Detailed schematic of a computational model of the of the spinal circuitry with the two-level CPG. Rhythm Generator (RG) and Pattern Formation (PF) networks representing the two levels of the CPG are labelled on the right. The excitatory RG populations reciprocally inhibit each other via the inhibitory Inrg populations. The PF populations reciprocally inhibit each other through the Inpf inhibitory populations. The RG-E and RG-F populations have recurrent excitatory connections and excitatory connections between the half-centers. Locomotion is initiated by a tonic excitatory drive (MLR) to both the RG and PF populations. The locomotor rhythm and the durations of flexor and extensor phases are determined by the RG network which controls the activity of the PF network by a combination of direct excitation and inhibition mediated by the Inrg populations. PF population activity produces a phase-specific activation of the corresponding group of synergist motoneuron pools. Phase-dependent inhibition of motoneurons is produced by the Ia-E and Ia-F populations whose activity is regulated by excitation from the PF network and inhibition from Renshaw cells (R-E and R-F) as well as mutual inhibitory connections between the Ia populations. Afferent input from extensor muscle spindle (Ia) and tendon organ (Ib) afferents to the spinal circuits are shown on the left. Activity in Ia afferents evokes monosynaptic excitation of synergist (extensor) motoneurons and disynaptic inhibition of antagonists. During locomotion, extensor group Ia and Ib afferents access the CPG at the RG and PF levels through the Irg-E and Ipf-E populations, respectively. Extensor motoneurons also receive a phase-dependent excitation from the Iab-E population whose activity is augmented by group I sensory input during the extensor phase. The Iab-E population is inhibited at rest by tonic drive from the In-E population. This inhibition is removed during the extension phase by inhibition from the Inpf-F population. Further details in Rybak et al. (2006 a, .

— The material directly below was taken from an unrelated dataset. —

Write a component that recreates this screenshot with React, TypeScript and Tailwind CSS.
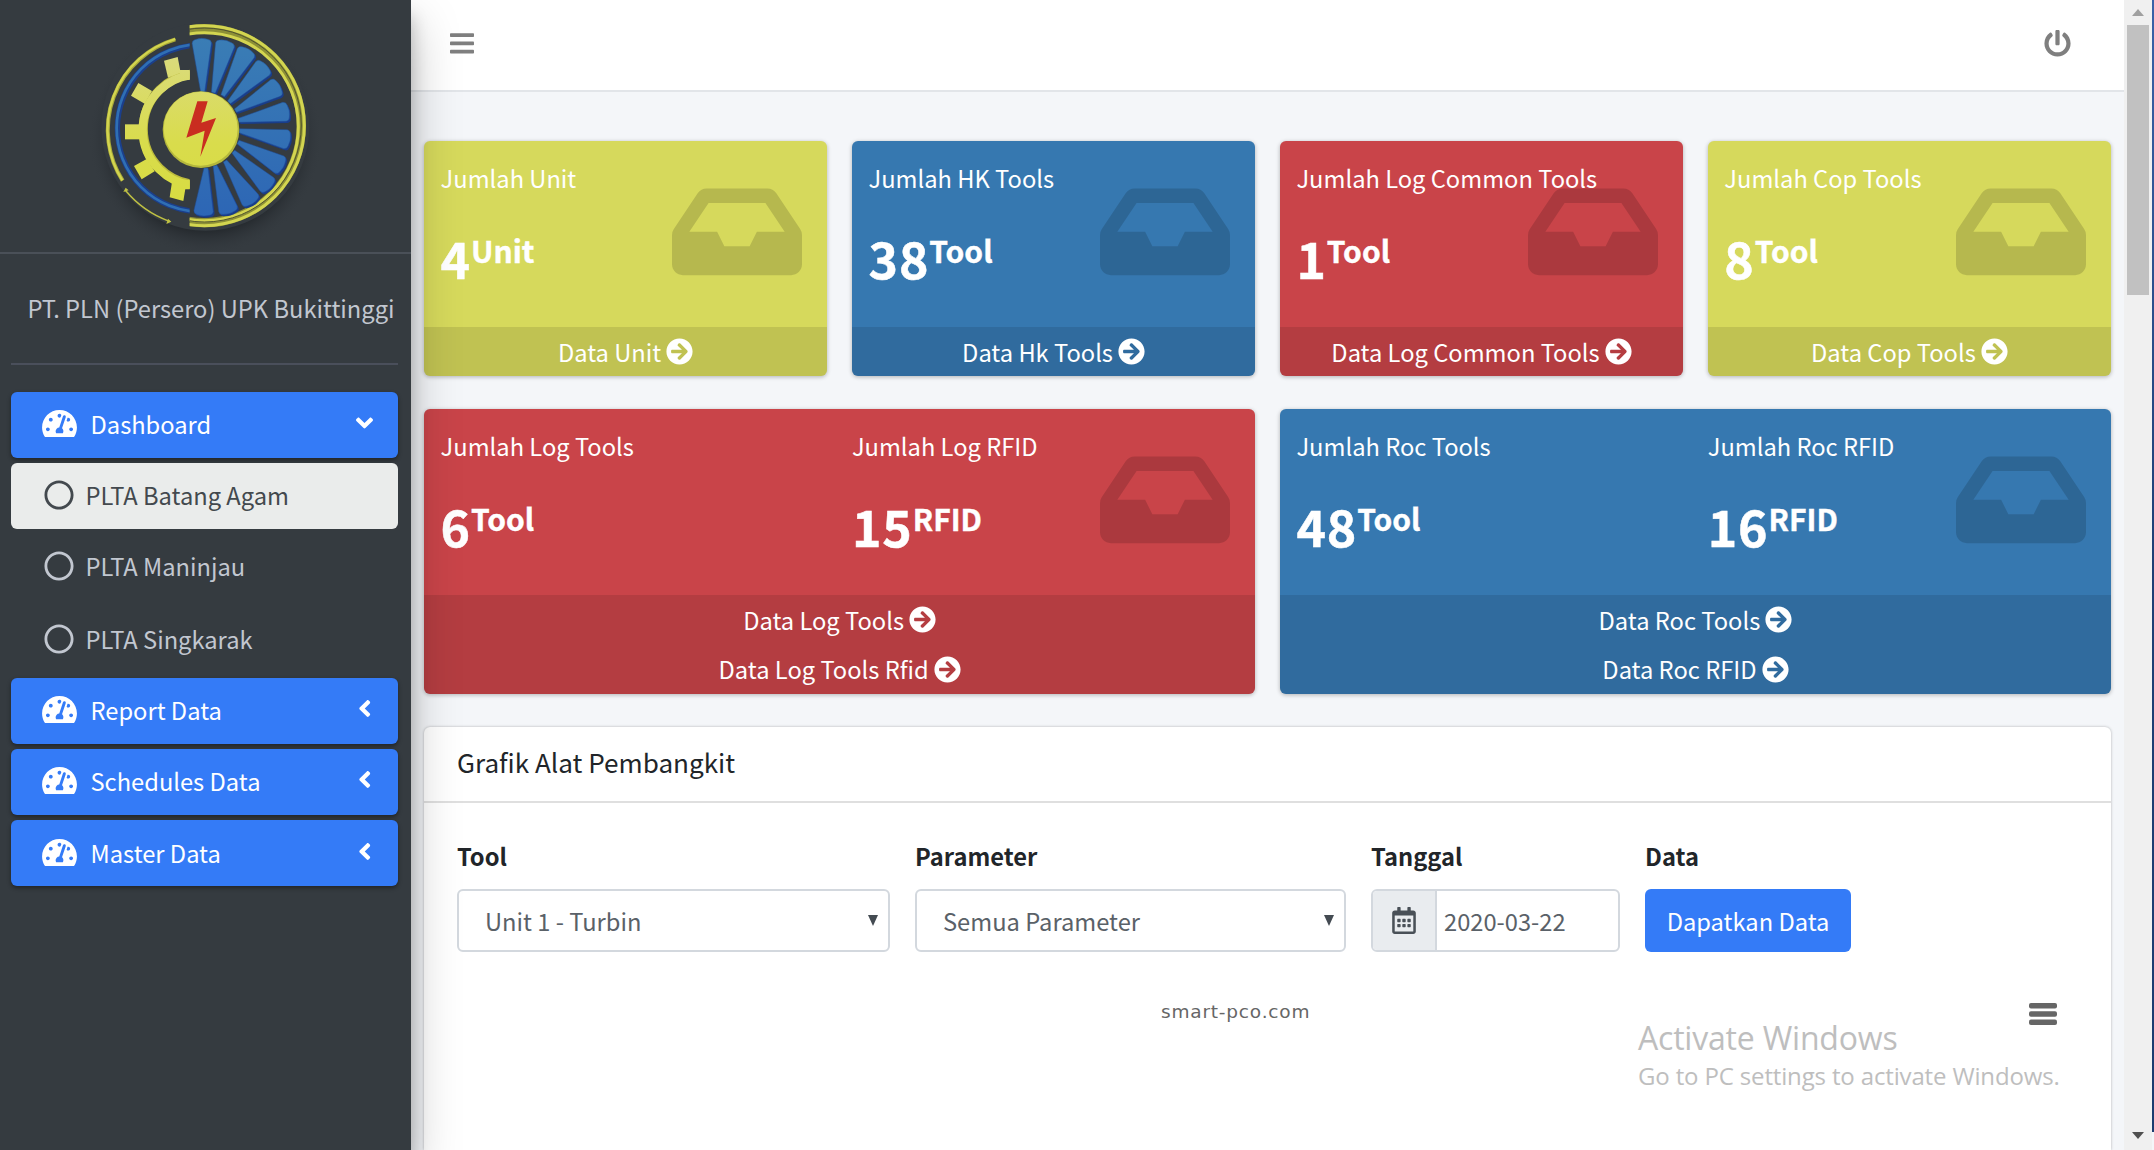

Fig. 3. Sensory control of the CPG by extensor group I afferents

A1, B1, Simulations of the effects of stimulation of extensor group I afferents delivered during the flexion phase (A1) and the extension phase (B1). The top traces show the stimulus delivery (arbitrary units). The other traces show the average activity of RG and PF interneuron populations and flexor (Mn-F) and extensor (Mn-E) motoneurons (ordinate in spikes /s, abscissa in seconds). A2, B2. Rectified-integrated nerve recordings from decerebrate cats during MLR-evoked fictive locomotion. Vertical dashed lines indicate the step cycle period without sensory stimulation. In A2, a train of shocks (black rectangle) delivered to extensor group I afferents (lateral gastrocnemius nerve at 1.6 times threshold, T) during the flexion phase produced a premature onset of extension (rectified, integrated electroneurograms from knee extensors, quadriceps, and the ankle extensor, medial gastrocnemius) and terminated the ongoing flexion phase (see tibialis anterior activity). In A1 (and similar to A2) stimulation applied during flexion in the model also produced a short extensor burst followed by a shortened flexion phase. This “quick step” of activity was created by the increased activity at the PF level and inserted into the ongoing rhythm which did not change (see RG activities and arrows at the bottom). In B2 Stimulation of extensor group I afferents (plantaris, 1.6T) during the extension phase of fictive locomotion increased the size and duration of extensor motoneuron activity (anterior biceps and medial gastrocnemius) and shortened the duration of the following flexor phase (see sartorius activity). In B1 (and similar to B2) extensor phase group I stimulation increased PF-E population activity that enhanced and prolonged extensor motoneuron activity without changing the locomotor period (see equal length arrows at the bottom). From Rybak et al. (2006b).

Fig. 4. Extending the CPG to multiple motoneuron pools

A, In the unit burst generator (Grillner, 1981) interconnected half-centers generate the rhythm and control the activity of functional groups of motoneurons. B, Rhythm generation and pattern formation are separated in this architecture with a single RG and multiple, unit pattern formation modules.